Classroom observation, peer review of teaching materials, and subsequent student enrollments and student behavior in subsequent economics courses are some alternatives to SET, but these are not being used in the evaluation of teaching in economics (Becker and Watts 1999). For example, peer review of teaching is used by only 37 percent of the United States economics departments at research universities and by 52 percent of the baccalaureate institutions, as defined by the Carnegie Foundation for the Advancement of Teaching. Wherever peer reviews are employed, the Department Chair typically appoints the evaluators. Classroom observation is the most common form of peer review of teaching. Evaluators also examine course syllabi, instructional materials, and examinations.

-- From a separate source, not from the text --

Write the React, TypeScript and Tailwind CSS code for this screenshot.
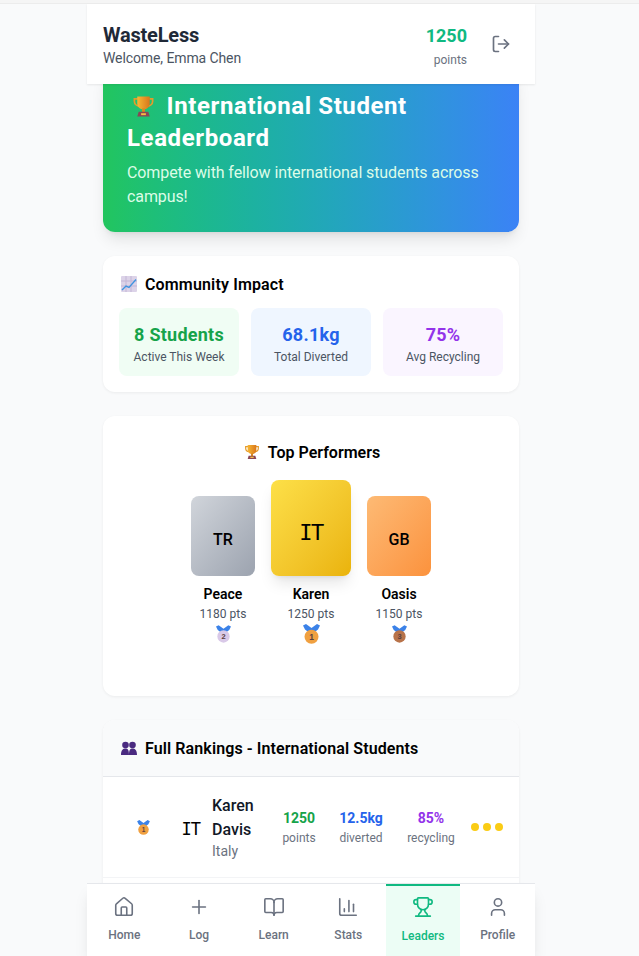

Few departments in the United States ask evaluators to consider student drop rates, although some give attention to grade distributions.

5. Conclusion

The scholarship of teaching economics is diverse. It encompasses the organizations advocating and delivering economic education. More importantly, it provides a body of knowledge and views regarding what is and should be taught, how it is and should be taught, its assessment and evaluation with regard to student learning and attitudes, and teacher performance in generating those changes in students.